* Begin *

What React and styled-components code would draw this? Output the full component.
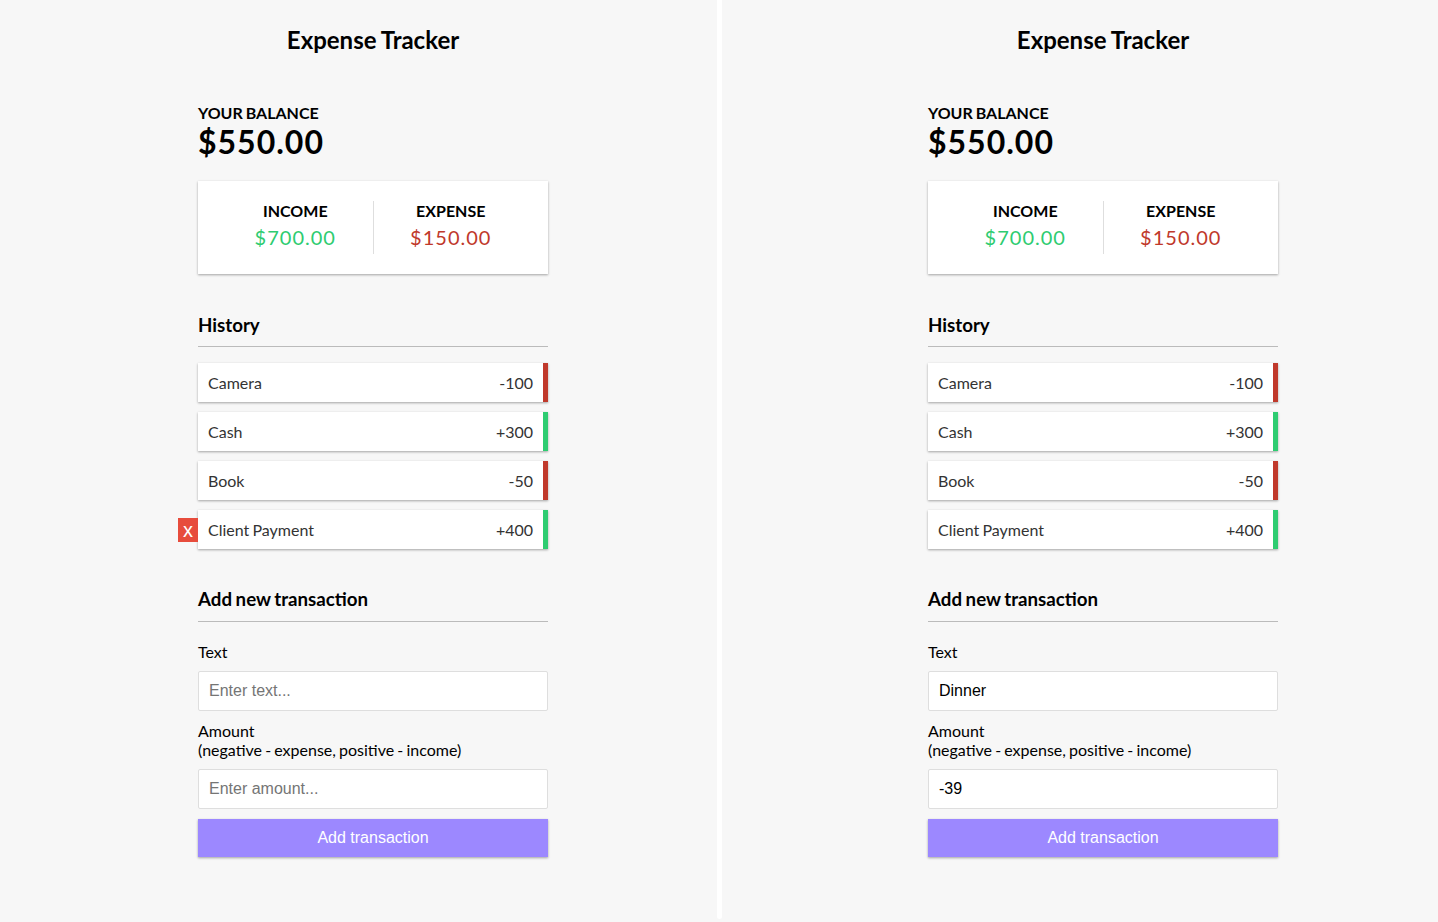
import React from "react";
import styled, { createGlobalStyle } from "styled-components";

const GlobalStyle = createGlobalStyle`
  * { box-sizing: border-box; }
  html, body { margin: 0; padding: 0; }
  body {
    background-color: #f7f7f7;
    font-family: Lato, "Noto Sans", sans-serif;
    word-spacing: -0.06em;
    color: #000;
  }
`;

const shadow = "0 1px 3px rgba(0,0,0,0.12), 0 1px 2px rgba(0,0,0,0.24)";

const Page = styled.div`
  display: grid;
  grid-template-columns: 717px 5px 716px;
  height: 922px;
  overflow: hidden;
`;

const Divider = styled.div`
  background: #ffffff;
  height: 919px;
  border-radius: 0 0 3px 3px;
`;

const Panel = styled.div`
  padding-top: 25px;
  padding-left: ${(p) => p.$offset}px;
`;

const Container = styled.div`
  width: 350px;
`;

const Title = styled.h2`
  margin: 0;
  font-size: 24px;
  font-weight: 700;
  line-height: 29px;
  text-align: center;
`;

const BalanceLabel = styled.h4`
  margin: 49px 0 0;
  font-size: 16px;
  font-weight: 700;
  line-height: 19px;
  text-transform: uppercase;
`;

const Balance = styled.h1`
  margin: 1px 0 0;
  font-size: 32px;
  font-weight: 700;
  line-height: 38px;
  letter-spacing: 1px;
`;

const IncExp = styled.div`
  background-color: #fff;
  box-shadow: ${shadow};
  padding: 20px;
  display: flex;
  justify-content: space-between;
  margin: 20px 0;
`;

const IncExpCol = styled.div`
  flex: 1;
  text-align: center;
  border-right: ${(p) => (p.$first ? "1px solid #dedede" : "none")};
`;

const ColLabel = styled.h4`
  margin: 0;
  font-size: 16px;
  font-weight: 700;
  line-height: 19px;
  text-transform: uppercase;
`;

const Money = styled.p`
  font-size: 20px;
  line-height: 24px;
  letter-spacing: 1px;
  margin: 5px 0;
  color: ${(p) => (p.$plus ? "#2ecc71" : "#c0392b")};
`;

const SectionTitle = styled.h3`
  font-size: 18.72px;
  font-weight: 700;
  line-height: 1.2;
  border-bottom: 1px solid #bbb;
  padding-bottom: 10px;
  margin: ${(p) => p.$top}px 0 10px;
`;

const List = styled.ul`
  list-style-type: none;
  padding: 0;
  margin: 16px 0 0;
`;

const Item = styled.li`
  background-color: #fff;
  box-shadow: ${shadow};
  color: #333;
  display: flex;
  justify-content: space-between;
  position: relative;
  padding: 10px;
  margin: 10px 0;
  font-size: 16px;
  line-height: 19px;
  border-right: 5px solid ${(p) => (p.$plus ? "#2ecc71" : "#c0392b")};
`;

const DeleteBtn = styled.button`
  background-color: #e74c3c;
  border: 0;
  color: #fff;
  font-family: "Liberation Sans", Arial, sans-serif;
  font-size: 20px;
  line-height: 20px;
  padding: 2px 5px;
  position: absolute;
  top: 50%;
  left: 0;
  transform: translate(-100%, -50%);
  opacity: ${(p) => (p.$visible ? 1 : 0)};
  cursor: pointer;
`;

const FormControl = styled.div``;

const Label = styled.label`
  display: inline-block;
  margin: 10px 0;
  font-size: 16px;
  line-height: 19px;
`;

const Input = styled.input`
  border: 1px solid #dedede;
  border-radius: 2px;
  display: block;
  font-family: "Liberation Sans", Arial, sans-serif;
  word-spacing: 0;
  font-size: 16px;
  line-height: 18px;
  padding: 10px;
  width: 100%;
  color: #000;
  background: #fff;
  margin: 0;
  &::placeholder { color: #757575; }
`;

const Button = styled.button`
  cursor: pointer;
  background-color: #9c88ff;
  box-shadow: ${shadow};
  color: #fff;
  border: 0;
  display: block;
  font-family: "Liberation Sans", Arial, sans-serif;
  word-spacing: 0;
  font-size: 16px;
  line-height: 18px;
  margin: 10px 0 30px;
  padding: 10px;
  width: 100%;
`;

const transactions = [
  { text: "Camera", amount: -100 },
  { text: "Cash", amount: 300 },
  { text: "Book", amount: -50 },
  { text: "Client Payment", amount: 400 },
];

function Tracker({ offset, hoverIndex, textValue, amountValue }) {
  return (
    <Panel $offset={offset}>
      <Container>
        <Title>Expense Tracker</Title>
        <BalanceLabel>Your Balance</BalanceLabel>
        <Balance>$550.00</Balance>
        <IncExp>
          <IncExpCol $first>
            <ColLabel>Income</ColLabel>
            <Money $plus>$700.00</Money>
          </IncExpCol>
          <IncExpCol>
            <ColLabel>Expense</ColLabel>
            <Money>$150.00</Money>
          </IncExpCol>
        </IncExp>
        <SectionTitle $top={40}>History</SectionTitle>
        <List>
          {transactions.map((t, i) => (
            <Item key={t.text} $plus={t.amount > 0}>
              {t.text}
              <span>
                {t.amount > 0 ? "+" : "-"}
                {Math.abs(t.amount)}
              </span>
              <DeleteBtn $visible={hoverIndex === i}>x</DeleteBtn>
            </Item>
          ))}
        </List>
        <SectionTitle $top={39}>Add new transaction</SectionTitle>
        <form onSubmit={(e) => e.preventDefault()}>
          <FormControl>
            <Label htmlFor={`text-${offset}`}>Text</Label>
            <Input
              type="text"
              id={`text-${offset}`}
              placeholder="Enter text..."
              defaultValue={textValue}
            />
          </FormControl>
          <FormControl>
            <Label htmlFor={`amount-${offset}`}>
              Amount <br />
              (negative - expense, positive - income)
            </Label>
            <Input
              type="text"
              id={`amount-${offset}`}
              placeholder="Enter amount..."
              defaultValue={amountValue}
            />
          </FormControl>
          <Button>Add transaction</Button>
        </form>
      </Container>
    </Panel>
  );
}

export default function App() {
  return (
    <>
      <GlobalStyle />
      <Page>
        <Tracker offset={198} hoverIndex={3} textValue="" amountValue="" />
        <Divider />
        <Tracker offset={206} hoverIndex={-1} textValue="Dinner" amountValue="-39" />
      </Page>
    </>
  );
}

* End *

◆ EXERCISE REQUIREMENTS ◆
Find every line above that contains the word "components", and return each one.

◆ FULL RESPONSE ◆
What React and styled-components code would draw this? Output the full component.
import styled, { createGlobalStyle } from "styled-components";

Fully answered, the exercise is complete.